Under the leadership of what are thought to be the best and brightest minds from the world of business and public policy think tanks, and with the backing of billionaires and private foundations we are in the midst of a rush toward privatization of our schools, Common Core, charter schools, holding schools and their teachers accountable on the basis of standardized competency examinations, minimizing if not eliminating the role of teachers unions, and the expansion of voucher programs. With full support of federal and many state governments, the sentiment is that private enterprise can do a better job of educating our children than community-based school corporations.

It is even suggested that, with the application of business principles such privatization can even bring an end to poverty, which is widely believed to be the root cause of the problems of education and almost every other social problem in America.

That poverty is an outcome of the evolution of our free-market economy, along with the federal government’s ineffectual tampering, begs the question of why we would ever think privatized schools will somehow create different outcomes. The one thing we can say with certainty is that free market forces will follow the money. This will remain true whether the marketplace is producing goods and services or educating our children. We can also say with some certainty that there “ain’t no money” in the poorest neighborhoods of urban or rural America.

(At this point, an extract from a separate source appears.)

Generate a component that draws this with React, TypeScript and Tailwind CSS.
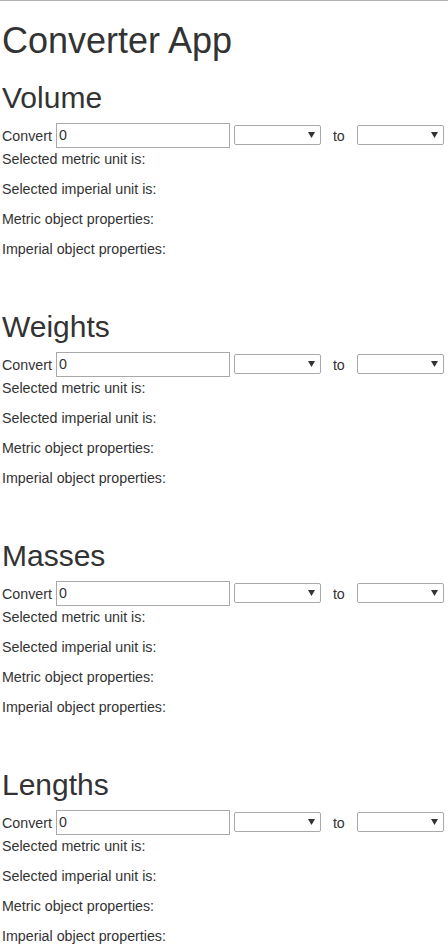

Charter Schools Are Not the Solution to Public Education in the US

While I would enthusiastically support the concept of creating a charter school to test a new instructional model and would certainly approve the use of incentives to encourage families to place their children in that school, that is not the way charter schools are being utilized here in Fort Wayne, Indiana nor, I suspect, in most other communities in the US.

The Charter schools with which I am familiar are might posture themselves as innovative but, in reality, they are little more than lifeboats floated out into the murky sea of public education to give the few families that are so inclined a place to which they can escape from the public schools.

There are insufficient numbers of these lifeboats to accept more than a miniscule percentage of the total population of children who are in the figurative “damaged ships” that are our urban public schools; thus, such schools can have no more than a marginal impact on the challenges facing public education in America.

The fact that we create these avenues of escape for the most motivated families and their children and still expect the teachers of the abandoned school to improve scores on standardized competency examinations is absurd. Charter schools may be a lifeline for a small number of families but they are a virtual sentence of death, or at least imprisonment, to the abandoned schools and to their students and educators.

The message this sends to the community at large is “we cannot do anything to fix our most challenged public schools so let us, at the very least, help a few families and their children escape.

The practice of using school vouchers is also creating its own series of adverse impacts. Not only do vouchers drain scarce tax dollars out of the accounts of our most challenged schools, those dollars are not creating outcomes that are significantly better for the students as, at least locally, the performance of charter schools on competency exams is disappointing. Worse yet, is that a portion of the tax revenue siphoned out of the budgets of our public schools is being utilized for purposes other than the education of our children.

I know, personally, of two Catholic parishes in Fort Wayne that have found vouchers to be a profitable enterprise and have used the revenue to pay off the parishes debts to the Dioceses or to address non-school related financial concerns while requests for school related uses of the funds have been denied. Now that this practice has come to light, that unfortunate and inappropriate practice will be discouraged, hopefully, if not discontinued.

We say that our purpose is to fix public education and that is expressed in our collective mission statements. Our behavior suggests that we have given up on at least our urban public schools as lost causes.

The fundamental problem with education reform is that it amounts to little more than tinkering with obsolete educational processes that contributes, greatly, to the failure of its students and the overwhelming majority of educational reformers, “corporate reformers” or “traditional,” seem oblivious to this reality. No matter how many times we keep re-shuffling the same deck we will continue to get the same 52 cards. Unfortunately, they are the wrong cards.

If the reader can allow his or her mind to consider, imagine that we have landed on another planet with a couple of million families and we want to set up schools for our children. If we were to take advantage of this unique opportunity and design and educational process from scratch, would it appear anything like public education looks in the United States of America, today? If we were to apply any amount of imaginative, exponential thinking the answer would be that the system we would create would bear little resemblance to what we have here and now.

The saddest fact of all is that reinventing our educational systems and processes would not be all that difficult if only we would open our hearts and minds to a new way of thinking about education. With but a few exceptions, most of the things we would do differently would require nothing more than a majority vote of the local school district.

I am proposing that we apply a systems-thinking approach utilizing present day business principles to reinvent education in America. I am not talking about such business principles of the corporate board room as financial incentives, competition, privatization and entrepreneurialism. In fact, these are the exact wrong business principles.

The business principles to which I refer are the principles learned in an operational setting such has: focus on one’s customer; identifying and focus on one’s mission, structuring the operation to meet its objectives, problem-solving, teamwork, integrating quality assessments into the learning process, and giving the people on the production line (teachers and administrators) the tools and resources they need to do the best job of which they are capable.
In my book, Reinventing Education, Hope, and the American Dream: The Challenge for Twenty-First Century America, I offer a comprehensive blueprint for change.

My request to educators and reformers alike is: let us pause for a moment, clear our minds, and listen to the ideas of someone with a fresh perspective. What do we have to lose other than a few minutes of our time? This is something else smart businesspeople have learned. They often seek out consultants with a broader perspective to challenge their assumptions and paradigms. They even pay for this service, which is the best indicator of its perceived value.